On November 21, 2018, the Supreme Court of Pennsylvania issued an opinion that could have far-reaching implications both inside and outside the state of Pennsylvania. In its opinion in Dittman v. UPMC, the court ultimately held that an “employer has a legal duty to exercise reasonable care to safeguard its employees’ sensitive personal information stored by the employer on an internet-accessible computer system.”
The Dittman matter involved a class action complaint filed by employees against their employer, the University of Pittsburgh Medical Center and UPMC McKeesport (collectively referred to herein as “UPMC”), wherein they alleged that a data breach occurred due to the negligence and breach of an implied contract against UPMC. Specifically, the employees alleged that their personal and financial information -- including, among other things, names, birth dates and Social Security numbers -- was stolen, which could be used to file fraudulent tax returns. The employees alleged that UPMC undertook a duty of care to safely store their data in light of the fact that UPMC required their information as a condition of employment, and that UPMC breached that duty by failing to adequately protect the data by failing to encrypt the data properly, establish fire walls, and/or implement adequate authentication protocols.
In holding that the employees adequately pled a cause of action against UPMC, the Pennsylvania Supreme Court rejected the findings of the lower courts that there was no generally accepted standard of care for protecting data.
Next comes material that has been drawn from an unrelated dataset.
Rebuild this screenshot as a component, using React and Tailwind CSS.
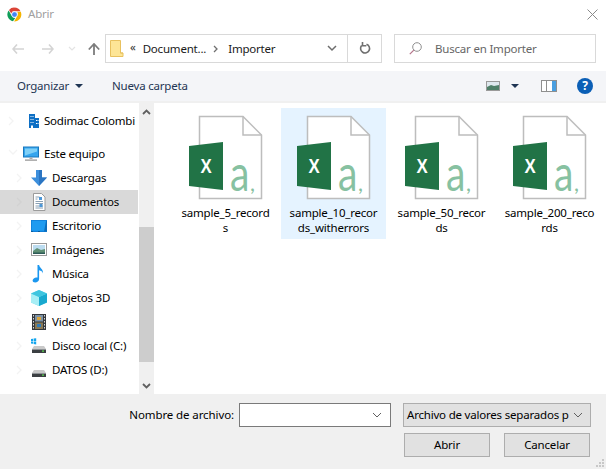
const font = { fontFamily: '"Noto Sans", sans-serif' };

function Chrome() {
  return (
    <svg width="15" height="15" viewBox="0 0 24 24" className="shrink-0">
      <path d="M12 1a11 11 0 0 1 9.600 5.600H12a5.500 5.500 0 0 0-5.200 3.600L3.200 4.600A11 11 0 0 1 12 1z" fill="#db4437" />
      <path d="M2.600 5.600l5 8.600a5.500 5.500 0 0 0 5.600 3.200L9.600 22.800A11 11 0 0 1 2.600 5.600z" fill="#0f9d58" />
      <path d="M22 7.600a11 11 0 0 1-10.600 15.400l5-8.600a5.500 5.500 0 0 0-.4-6.800z" fill="#f4b400" />
      <circle cx="12" cy="12" r="4.400" fill="#4285f4" stroke="#fff" strokeWidth="1" />
    </svg>
  );
}

function Chev({ dir = 'right', color = '#f3f3f3' }) {
  const d = dir === 'right' ? 'M1 1l4 4-4 4' : 'M1 1l4 4 4-4';
  return (
    <svg width="10" height="10" viewBox="0 0 10 10" className="shrink-0">
      <path d={d} fill="none" stroke={color} strokeWidth="1.300" />
    </svg>
  );
}

function Building() {
  return (
    <svg width="16" height="16" viewBox="0 0 16 16">
      <path d="M3 1h6v14H3zM9 5h4v10H9z" fill="#0e6fc4" />
      <path d="M4.500 3h1v1h-1zM6.500 3h1v1h-1zM4.500 6h1v1h-1zM6.500 6h1v1h-1zM4.500 9h1v1h-1zM6.500 9h1v1h-1zM10 7h1v1h-1zM11.500 7h1v1h-1zM10 10h1v1h-1zM11.500 10h1v1h-1zM5 12.500h2V15H5z" fill="#fff" />
    </svg>
  );
}
function Monitor() {
  return (
    <svg width="16" height="16" viewBox="0 0 16 16">
      <rect x="0.500" y="1" width="15" height="10" fill="#35a5ee" stroke="#1a78bd" />
      <path d="M2 2.500h12v3L2 9.500z" fill="#7fd0f7" />
      <path d="M6.500 11.500h3V13h-3z" fill="#a9a9a9" />
      <path d="M2 13.500h12v1.200H2z" fill="#8f8f8f" />
    </svg>
  );
}
function Down() {
  return (
    <svg width="16" height="16" viewBox="0 0 16 16">
      <path d="M5 0h6v7.500h5L8 16 0 7.500h5z" fill="#3d8fdc" />
      <path d="M8 0h3v7.500h5L8 16z" fill="#2b75c2" />
    </svg>
  );
}
function Doc() {
  return (
    <svg width="16" height="18" viewBox="0 0 16 18">
      <path d="M2.500 .5h8l3.500 3.500v13.500H2.500z" fill="#fff" stroke="#9b9b9b" />
      <path d="M4.500 4h4M4.500 6h2M4.500 8.500h7.500M4.500 10.500h7.500M4.500 13h7.500M4.500 15h7.500" stroke="#8aa0b4" strokeWidth="1" />
      <path d="M8 4h3v3H8zM8.500 11h3v3h-3z" fill="#4c97d8" />
    </svg>
  );
}
function Desktop() {
  return (
    <svg width="16" height="16" viewBox="0 0 16 16">
      <rect x="0" y="2" width="16" height="12" fill="#0f7fd8" />
      <rect x="0.800" y="2.800" width="14.400" height="10" fill="#1e9bf0" />
      <path d="M16 13.500h-3L15 3h1z" fill="#0c6dbb" />
      <path d="M0 14h2v-1H0zM7 14h2v-1H7z" fill="#0a5c9e" />
    </svg>
  );
}
function Pics() {
  return (
    <svg width="16" height="14" viewBox="0 0 16 14">
      <rect x="0.500" y="0.500" width="15" height="12" fill="#fff" stroke="#9a9a9a" />
      <rect x="2" y="2" width="12" height="9" fill="#bcdcf0" />
      <path d="M2 8l4-3 4 2 4-1v5H2z" fill="#5f8f74" />
      <path d="M2 9.500h12V11H2z" fill="#2d5a57" />
    </svg>
  );
}
function Music() {
  return (
    <svg width="16" height="18" viewBox="0 0 16 18">
      <path d="M6.500 0h1.600c.4 3 4.400 4 3.900 8.400C11.600 6.600 10 5.600 8.100 5.200V14c0 2-2 3.600-4 3.600-1.500 0-2.500-.8-2.500-2 0-1.800 2-3.200 3.700-3.200.5 0 .9.100 1.200.2z" fill="#1b97ef" />
    </svg>
  );
}
function Cube() {
  return (
    <svg width="16" height="16" viewBox="0 0 16 16">
      <path d="M8 0l8 3.500v9L8 16 0 12.500v-9z" fill="#6fdcec" />
      <path d="M0 3.500L8 7v9l-8-3.500z" fill="#a7eef5" />
      <path d="M8 7l8-3.500v9L8 16z" fill="#19a9cf" />
      <path d="M8 0l8 3.500L8 7 0 3.500z" fill="#3fc5df" />
    </svg>
  );
}
function Film() {
  return (
    <svg width="14" height="16" viewBox="0 0 14 16">
      <rect width="14" height="16" fill="#34383c" />
      <rect x="3" y="1" width="8" height="6.500" fill="#7d93a7" />
      <rect x="3" y="8.500" width="8" height="6.500" fill="#8a7a55" />
      <path d="M5 3h4v3H5z" fill="#d9a53b" />
      <path d="M5 10h4v3H5z" fill="#2f7dbd" />
      <path d="M1 1h1v1.500H1zM1 4h1v1.500H1zM1 7h1v1.500H1zM1 10h1v1.500H1zM1 13h1v1.500H1zM12 1h1v1.500h-1zM12 4h1v1.500h-1zM12 7h1v1.500h-1zM12 10h1v1.500h-1zM12 13h1v1.500h-1z" fill="#d8d8d8" />
    </svg>
  );
}
function Disk({ win }) {
  return (
    <svg width="16" height="16" viewBox="0 0 16 16">
      {win && <path d="M0 1l2-.3V3H0zM2.600.6L5.200.2V3H2.600zM0 3.600h2v2.200L0 5.500zM2.600 3.600h2.600v2.800l-2.600-.4z" fill="#11a5ee" />}
      <path d="M3 8h10l2 3H1z" fill="#c9c9c9" />
      <rect x="1" y="11" width="14" height="4" fill="#3b3f42" />
      <rect x="1" y="11" width="14" height="1" fill="#8d9194" />
      <rect x="11" y="12.500" width="2" height="1.200" fill="#5bdc4f" />
    </svg>
  );
}

function NavRow({ icon, label, selected }) {
  return (
    <div className={`h-[24px] flex items-center pl-[16px] ${selected ? 'bg-[#d9d9d9]' : ''}`}>
      <Chev color={selected ? '#d2d2d2' : '#f3f3f3'} />
      <div className="w-[16px] ml-[5px] mr-[5px] shrink-0 flex justify-center items-center">{icon}</div>
      <span className="whitespace-nowrap text-black">{label}</span>
    </div>
  );
}

function ExcelDoc() {
  return (
    <svg width="80" height="90" viewBox="0 0 80 90" className="block">
      <path d="M13.500 4.500H57L75.500 23v63.500h-62z" fill="#fff" stroke="#bdbdbd" strokeWidth="1.500" />
      <path d="M57 4.500V23h18.500" fill="none" stroke="#bdbdbd" strokeWidth="1.500" />
      <path d="M3 34l34-4v48l-34-4z" fill="#217346" />
      <text transform="translate(20 61) scale(0.8 1)" textAnchor="middle" fontFamily="'Liberation Sans', sans-serif" fontWeight="700" fontSize="21" fill="#fff">X</text>
      <text transform="translate(44 79) scale(0.78 1)" fontFamily="Lato, sans-serif" fontWeight="400" fontSize="50" fill="#87c1a1">a</text>
      <text x="64" y="79" fontFamily="Lato, sans-serif" fontWeight="400" fontSize="22" fill="#87c1a1">,</text>
    </svg>
  );
}

function Tile({ lines, selected }) {
  return (
    <div className={`w-[105px] h-[131px] flex flex-col items-center pt-[4px] ${selected ? 'bg-[#e5f3ff]' : ''}`}>
      <ExcelDoc />
      <div className="mt-[3px] text-center text-black leading-[15px] whitespace-nowrap">
        {lines[0]}
        <br />
        {lines[1]}
      </div>
    </div>
  );
}

export default function App() {
  return (
    <div style={font} className="w-[606px] h-[469px] bg-white flex flex-col overflow-hidden text-[11.5px] tracking-[-0.2px] relative">
      {/* Title */}
      <div className="h-[28px] flex items-center pl-[7px] pr-[8px]">
        <Chrome />
        <span className="ml-[6px] text-[#a0a0a0]">Abrir</span>
        <svg width="11" height="11" viewBox="0 0 11 11" className="ml-auto">
          <path d="M.5.5l10 10M10.500.5l-10 10" stroke="#8a8a8a" strokeWidth="1" />
        </svg>
      </div>

      {/* Nav row */}
      <div className="h-[43px] flex items-start pt-[6px]">
        <div className="w-[105px] h-[29px] flex items-center pl-[12px] shrink-0">
          <svg width="12" height="10" viewBox="0 0 12 10"><path d="M5 .5L1 5l4 4.500M1 5h11" fill="none" stroke="#d4d4d4" strokeWidth="1.600" /></svg>
          <svg width="12" height="10" viewBox="0 0 12 10" className="ml-[18px]"><path d="M7 .5L11 5 7 9.500M11 5H0" fill="none" stroke="#d4d4d4" strokeWidth="1.600" /></svg>
          <svg width="8" height="6" viewBox="0 0 8 6" className="ml-[14px]"><path d="M1 1l3 3 3-3" fill="none" stroke="#e3e3e3" strokeWidth="1.200" /></svg>
          <svg width="12" height="12" viewBox="0 0 12 12" className="ml-[12px]"><path d="M.8 6.500L6 1l5.200 5.500M6 1.500V12" fill="none" stroke="#7c7c7c" strokeWidth="1.800" /></svg>
        </div>
        <div className="w-[277px] h-[29px] border border-[#d9d9d9] flex items-center shrink-0">
          <svg width="14" height="17" viewBox="0 0 14 17" className="ml-[4px]">
            <path d="M.5.500H10.500V13H13V16.500H.5z" fill="#fde596" stroke="#e8c15f" />
            <path d="M10.500 13H13" stroke="#e8c15f" />
          </svg>
          <span className="ml-[6px] text-[#333] leading-none mb-[3px]">«</span>
          <span className="ml-[7px] text-[#1a1a1a]">Document...</span>
          <svg width="5" height="8" viewBox="0 0 5 8" className="ml-[7px]"><path d="M1 1l3 3-3 3" fill="none" stroke="#6f6f6f" strokeWidth="1.300" /></svg>
          <span className="ml-[10px] text-[#1a1a1a]">Importer</span>
          <svg width="10" height="7" viewBox="0 0 10 7" className="ml-auto mr-[10px]"><path d="M1 1l4 4 4-4" fill="none" stroke="#6d6d6d" strokeWidth="1.500" /></svg>
          <div className="w-[34px] h-full border-l border-[#d9d9d9] flex items-center justify-center">
            <svg width="12" height="13" viewBox="0 0 12 13"><path d="M7.500 2.200A4.500 4.500 0 1 1 2.600 3.600M3.500 0v3.800H7.300" fill="none" stroke="#6f6f6f" strokeWidth="1.600" /></svg>
          </div>
        </div>
        <div className="ml-[12px] w-[202px] h-[29px] border border-[#d9d9d9] flex items-center shrink-0">
          <svg width="13" height="13" viewBox="0 0 13 13" className="ml-[14px]">
            <circle cx="8" cy="5" r="4.300" fill="none" stroke="#8f8f8f" />
            <path d="M4.800 8.200L.8 12.200" stroke="#b5748a" strokeWidth="1.200" />
          </svg>
          <span className="ml-[13px] text-[#666]">Buscar en Importer</span>
        </div>
      </div>

      {/* Toolbar */}
      <div className="h-[30px] bg-[#f4f5f8] flex items-center pl-[17px] shrink-0 text-[#1f3553]">
        <span>Organizar</span>
        <svg width="8" height="4" viewBox="0 0 8 4" className="ml-[6px]"><path d="M0 0h8L4 4z" fill="#1f3553" /></svg>
        <span className="ml-[29px]">Nueva carpeta</span>
        <svg width="14" height="10" viewBox="0 0 14 10" className="ml-auto">
          <rect x=".5" y=".5" width="13" height="9" fill="#dfe8ee" stroke="#9a9a9a" />
          <path d="M1 6l4-2 3 1 5-1v5H1z" fill="#4f7f68" />
        </svg>
        <svg width="8" height="4" viewBox="0 0 8 4" className="ml-[11px]"><path d="M0 0h8L4 4z" fill="#1f3553" /></svg>
        <svg width="16" height="12" viewBox="0 0 16 12" className="ml-[22px]">
          <rect x=".5" y=".5" width="15" height="11" fill="#fff" stroke="#8f8f8f" />
          <rect x="11" y="1" width="4" height="10" fill="#4a9fe0" />
          <path d="M5.500 1v10" stroke="#8f8f8f" />
        </svg>
        <div className="ml-[20px] mr-[13px] w-[16px] h-[16px] rounded-full bg-[#0b5fb6] text-white font-bold flex items-center justify-center leading-none text-[12px]">?</div>
      </div>

      {/* Main */}
      <div className="flex-1 flex min-h-0 border-t-[2px] border-[#f0f0f0]">
        <div className="w-[139px] shrink-0 pt-[6px] pr-[1px] overflow-hidden">
          <div className="h-[24px] flex items-center pl-[8px]">
            <Chev />
            <div className="w-[16px] ml-[8px] mr-[2px] shrink-0 flex justify-center"><Building /></div>
            <span className="whitespace-nowrap text-black">Sodimac Colombi</span>
          </div>
          <div className="h-[24px] mt-[9px] flex items-center pl-[8px]">
            <Chev dir="down" />
            <div className="w-[16px] ml-[5px] mr-[5px] shrink-0 flex justify-center"><Monitor /></div>
            <span className="whitespace-nowrap text-black">Este equipo</span>
          </div>
          <NavRow icon={<Down />} label="Descargas" />
          <NavRow icon={<Doc />} label="Documentos" selected />
          <NavRow icon={<Desktop />} label="Escritorio" />
          <NavRow icon={<Pics />} label="Imágenes" />
          <NavRow icon={<Music />} label="Música" />
          <NavRow icon={<Cube />} label="Objetos 3D" />
          <NavRow icon={<Film />} label="Videos" />
          <NavRow icon={<Disk win />} label="Disco local (C:)" />
          <NavRow icon={<Disk />} label="DATOS (D:)" />
        </div>
        <div className="w-[15px] shrink-0 bg-[#f0f0f0] flex flex-col items-center">
          <div className="h-[17px] flex items-center"><svg width="9" height="6" viewBox="0 0 9 6"><path d="M1 5l3.500-3.500L8 5" fill="none" stroke="#606060" strokeWidth="1.800" /></svg></div>
          <div className="mt-[107px] w-full h-[135px] bg-[#cdcdcd]" />
          <div className="mt-auto h-[17px] flex items-center"><svg width="9" height="6" viewBox="0 0 9 6"><path d="M1 1l3.500 3.500L8 1" fill="none" stroke="#606060" strokeWidth="1.800" /></svg></div>
        </div>
        <div className="flex-1 pl-[19px] pt-[5px] flex items-start gap-[3px]">
          <Tile lines={['sample_5_record', 's']} />
          <Tile lines={['sample_10_recor', 'ds_witherrors']} selected />
          <Tile lines={['sample_50_recor', 'ds']} />
          <Tile lines={['sample_200_reco', 'rds']} />
        </div>
      </div>

      {/* Footer */}
      <div className="h-[75px] shrink-0 bg-[#f0f0f0] flex flex-col items-end pr-[15px] pt-[9px] text-black relative">
        <div className="h-[24px] flex items-center">
          <span className="mr-[5px] tracking-[-0.1px]">Nombre de archivo:</span>
          <div className="w-[152px] h-[24px] bg-white border border-[#7a7a7a] flex items-center justify-end pr-[8px]">
            <svg width="10" height="6" viewBox="0 0 10 6"><path d="M1 1l4 4 4-4" fill="none" stroke="#606060" /></svg>
          </div>
          <div className="ml-[12px] w-[188px] h-[24px] bg-[#e1e1e1] border border-[#adadad] flex items-center pl-[3px] pr-[7px]">
            <span className="whitespace-nowrap">Archivo de valores separados p</span>
            <svg width="10" height="6" viewBox="0 0 10 6" className="ml-auto"><path d="M1 1l4 4 4-4" fill="none" stroke="#606060" /></svg>
          </div>
        </div>
        <div className="mt-[6px] flex gap-[14px] pr-[1px]">
          <button className="w-[86px] h-[24px] bg-[#e1e1e1] border border-[#adadad]">Abrir</button>
          <button className="w-[86px] h-[24px] bg-[#e1e1e1] border border-[#adadad]">Cancelar</button>
        </div>
        <svg width="8" height="8" viewBox="0 0 8 8" className="absolute right-[2px] bottom-[2px]">
          <path d="M6 0h2v2H6zM3 3h2v2H3zM6 3h2v2H6zM0 6h2v2H0zM3 6h2v2H3zM6 6h2v2H6z" fill="#c8c8c8" />
        </svg>
      </div>
    </div>
  );
}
Indeed, the lower courts seemingly indicated that data breaches were not preventable, and that an employer therefore should not be required to expend significant resources in combating same. The Pennsylvania Supreme Court also rejected UPMC’s argument that the presence of third-party criminality eliminates the duty it owed to its employees, noting that if UPMC realized or should have realized that this third-party conduct might have occurred, they could be held liable. As such, the court held they were not creating a new duty, but rather seeking the “application of an existing duty to a novel factual scenario.”
In reaching its decision, the Pennsylvania Supreme Court sent a strong message that those collecting the personal data of others must undertake reasonable measures to protect the data. The court also warned that the presence of a third-party “bad actor” is insufficient to extinguish that duty, especially in light of today’s cyber landscape.